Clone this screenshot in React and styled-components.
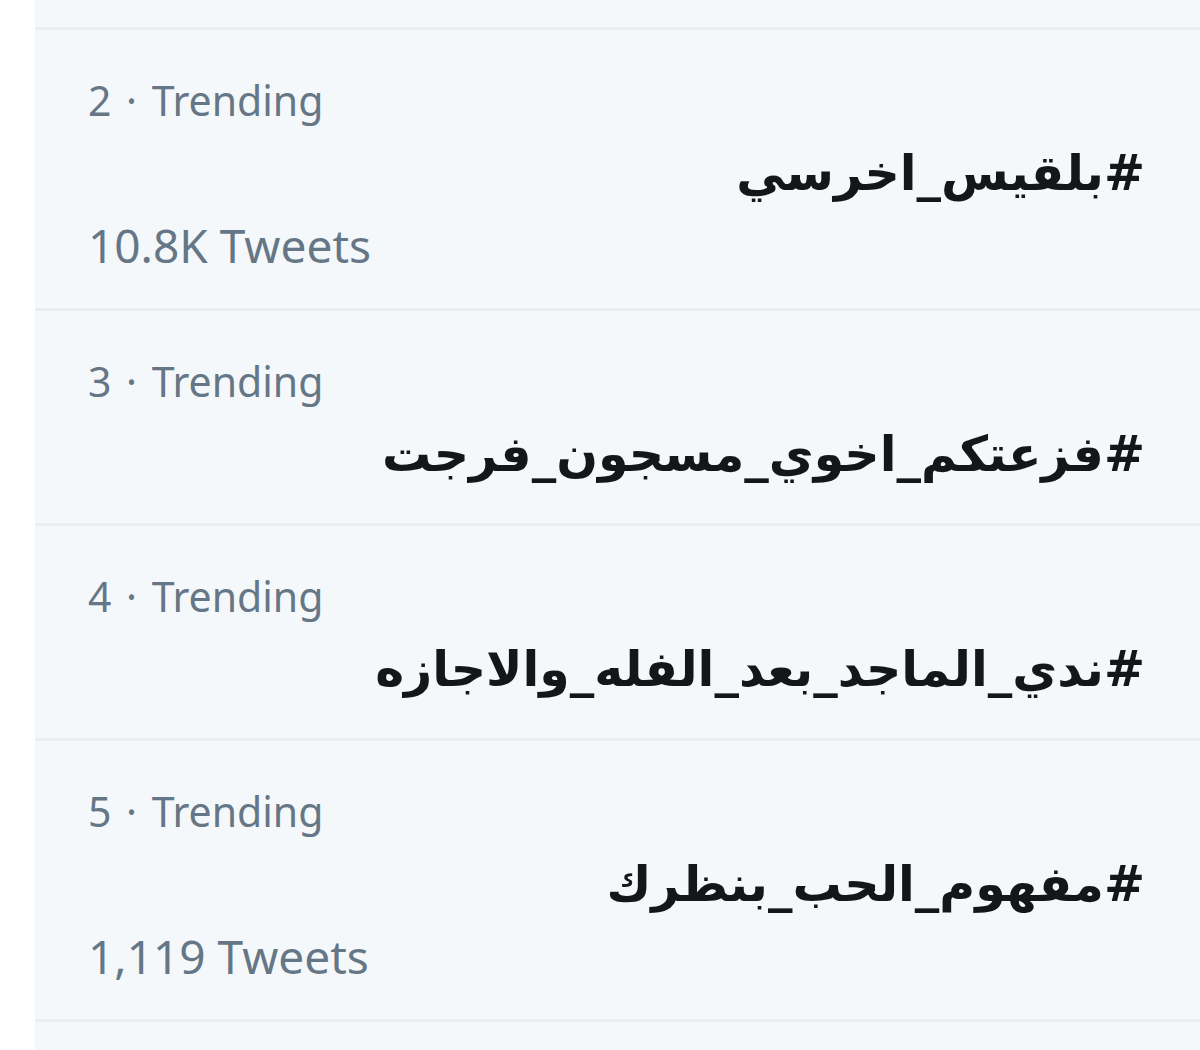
import React from "react";
import styled, { createGlobalStyle } from "styled-components";

const Global = createGlobalStyle`
  html, body { margin: 0; padding: 0; background: #ffffff; }
  body { font-family: "Noto Sans", "DejaVu Sans", sans-serif; }
`;

const Page = styled.div`
  padding-left: 35px;
  height: 1050px;
  overflow: hidden;
`;

const Panel = styled.section`
  background: #f5f8fa;
  min-height: 1050px;
`;

const TopStub = styled.div`
  height: 27px;
  border-bottom: 3px solid #e8edf1;
`;

const Row = styled.div`
  display: flex;
  flex-direction: column;
  padding: 34px 55px 30px 53px;
  border-bottom: 3px solid #e8edf1;
`;

const Meta = styled.div`
  font-family: "Noto Sans", sans-serif;
  font-size: 41px;
  line-height: 72px;
  word-spacing: 4px;
  color: #657786;
  white-space: nowrap;
`;

const Tag = styled.div`
  direction: rtl;
  text-align: right;
  font-family: "DejaVu Sans", sans-serif;
  font-weight: bold;
  font-size: 49px;
  line-height: 76px;
  color: #14171a;
  white-space: nowrap;
`;

const Count = styled.div`
  font-family: "Noto Sans", sans-serif;
  font-size: 46px;
  line-height: 66px;
  color: #657786;
  white-space: nowrap;
`;

const trends = [
  { rank: 2, tag: "#بلقيس_اخرسي", count: "10.8K Tweets" },
  { rank: 3, tag: "#فزعتكم_اخوي_مسجون_فرجت" },
  { rank: 4, tag: "#ندي_الماجد_بعد_الفله_والاجازه" },
  { rank: 5, tag: "#مفهوم_الحب_بنظرك", count: "1,119 Tweets" },
];

export default function App() {
  return (
    <>
      <Global />
      <Page>
        <Panel>
          <TopStub />
          {trends.map((t) => (
            <Row key={t.rank}>
              <Meta>{t.rank} · Trending</Meta>
              <Tag>{t.tag}</Tag>
              {t.count && <Count>{t.count}</Count>}
            </Row>
          ))}
        </Panel>
      </Page>
    </>
  );
}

------------------------------------------------

### WHAT TO PRODUCE
Set every line down exactly as written, leaving each picture out.

### RESULT
Clone this screenshot in React and styled-components.
import React from "react";
import styled, { createGlobalStyle } from "styled-components";

const Global = createGlobalStyle`
  html, body { margin: 0; padding: 0; background: #ffffff; }
  body { font-family: "Noto Sans", "DejaVu Sans", sans-serif; }
`;

const Page = styled.div`
  padding-left: 35px;
  height: 1050px;
  overflow: hidden;
`;

const Panel = styled.section`
  background: #f5f8fa;
  min-height: 1050px;
`;

const TopStub = styled.div`
  height: 27px;
  border-bottom: 3px solid #e8edf1;
`;

const Row = styled.div`
  display: flex;
  flex-direction: column;
  padding: 34px 55px 30px 53px;
  border-bottom: 3px solid #e8edf1;
`;

const Meta = styled.div`
  font-family: "Noto Sans", sans-serif;
  font-size: 41px;
  line-height: 72px;
  word-spacing: 4px;
  color: #657786;
  white-space: nowrap;
`;

const Tag = styled.div`
  direction: rtl;
  text-align: right;
  font-family: "DejaVu Sans", sans-serif;
  font-weight: bold;
  font-size: 49px;
  line-height: 76px;
  color: #14171a;
  white-space: nowrap;
`;

const Count = styled.div`
  font-family: "Noto Sans", sans-serif;
  font-size: 46px;
  line-height: 66px;
  color: #657786;
  white-space: nowrap;
`;

const trends = [
  { rank: 2, tag: "#بلقيس_اخرسي", count: "10.8K Tweets" },
  { rank: 3, tag: "#فزعتكم_اخوي_مسجون_فرجت" },
  { rank: 4, tag: "#ندي_الماجد_بعد_الفله_والاجازه" },
  { rank: 5, tag: "#مفهوم_الحب_بنظرك", count: "1,119 Tweets" },
];

export default function App() {
  return (
    <>
      <Global />
      <Page>
        <Panel>
          <TopStub />
          {trends.map((t) => (
            <Row key={t.rank}>
              <Meta>{t.rank} · Trending</Meta>
              <Tag>{t.tag}</Tag>
              {t.count && <Count>{t.count}</Count>}
            </Row>
          ))}
        </Panel>
      </Page>
    </>
  );
}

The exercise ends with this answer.